Great Zimbabwe is a medieval city in the south-eastern hills of Zimbabwe near Lake Mutirikwi and the town of Masvingo. It is thought to have been the capital of a little-known great kingdom during the country's Late Iron Age. [2] Construction on the city began in the 9th century and continued until it was abandoned in the 15th century. [3] [4] The edifices are believed to have been erected by the ancestral Shona. [5]

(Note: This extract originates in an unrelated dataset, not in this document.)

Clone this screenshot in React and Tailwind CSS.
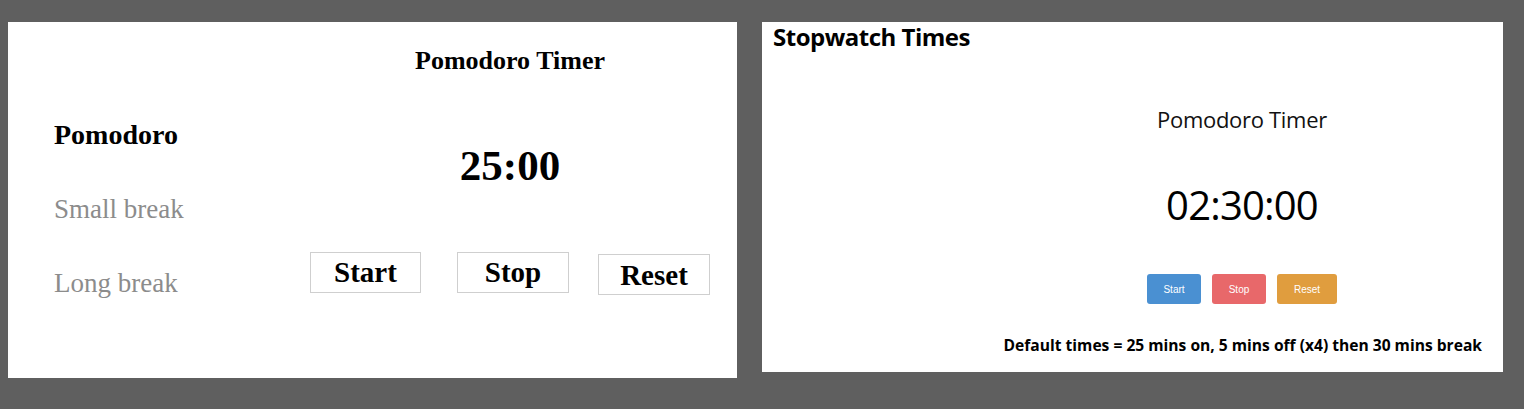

In the mid-16th century the Portuguese historian João de Barros remarked with awe on the 'marvellous grandeur' of these ruins which far outstripped Portuguese attempts to build castles in Sofala. He did not believe any indigenous culture could have produced them, commenting:
To say how and by whom these buildings could have been made is an impossible thing, for the people of that land have no tradition of that sort of thing and no knowledge of letters: therefore they take it for the work of the devil, for when they compare it with other buildings they cannot believe man could have made it.' [6]

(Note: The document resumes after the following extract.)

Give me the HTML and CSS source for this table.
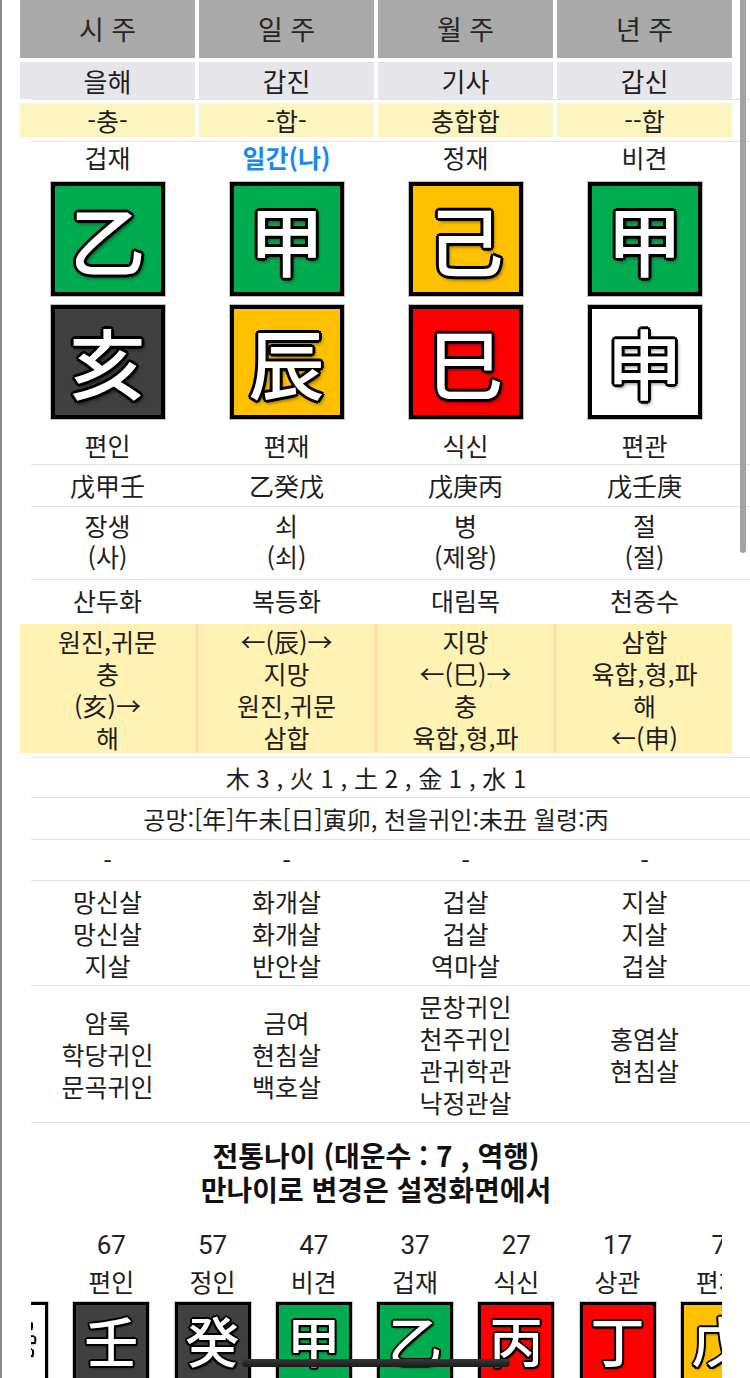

The first excavation to be carried out at the site was by J. Theodore Bent who undertook a season at Zimbabwe with Cecil Rhodes's patronage and funding from the Royal Geographical Society and the British Association for the Advancement of Science. This and other excavations undertaken for Rhodes resulted in a book. Bent had no formal archaeological training, but had travelled very widely in Arabia, Greece and Asia Minor. He was aided by the expert cartographer and surveyor Robert M. W. Swan (1858 –1904), who also visited and surveyed a host of related stone ruins nearby. Bent stated in the first edition of his book The Ruined Cities of Mashonaland (1892) that the ruins revealed either the Phoenicians or the Arabs as builders, and he favoured the possibility of great antiquity for the fortress. By the third edition of his book (1902) he was more specific, with his primary theory being "a Semitic race and of Arabian origin" of "strongly commercial" traders living within a client African city.

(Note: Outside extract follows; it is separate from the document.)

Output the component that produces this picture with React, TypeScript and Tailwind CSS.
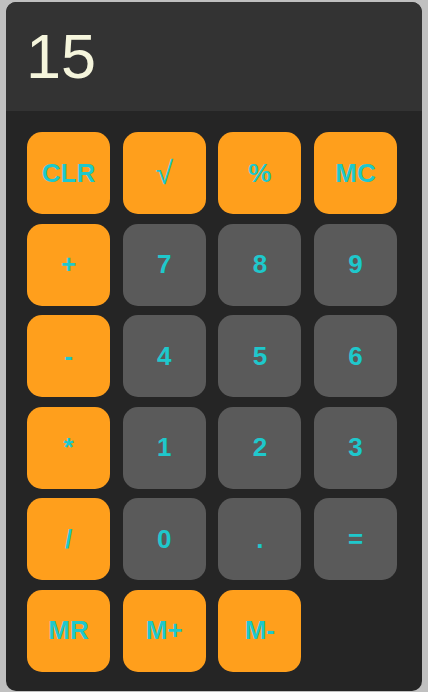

The first scientific archaeological excavations at the site were undertaken by David Randall-MacIver for the British Association in 1905–1906. In Medieval Rhodesia, he rejected the claims made by Adam Render, Carl Peters and Karl Mauch, and instead wrote of the existence in the site of objects which were of Bantu origin. Randall-MacIver concluded that all available evidence led him to believe the Zimbabwe structures were constructed by the ancestors of the Shona people. [7] [8] [9]
Other reports arguing for an African origin followed but were controversial, as the white government of Rhodesia pressured archaeologists to deny its construction by black Africans. [10]
The Mound Builders were members of various indigenous North American cultures who constructed earthwork mounds from roughly 3500 BCE (the construction of Watson Brake) [11] to the 16th century CE. Geographically, the cultures were present in the region of the Great Lakes, the Ohio River Valley, and the Mississippi River valley and its tributary waters. [12] Mounds and Mound Builders had been visited and painted since the 16th century but it was Thomas Jefferson who in the 1780s did the first excavation. He dug a three foot deep strata trench in an effort to determine the purpose of the mound, something not attempted in America before. His conclusion was that they were barrows, not monuments, temples or settlements as they are now known to be. He saw Native Americans as too uncivilized to survive on their own and eventually used force to assimilate them into American society. [13]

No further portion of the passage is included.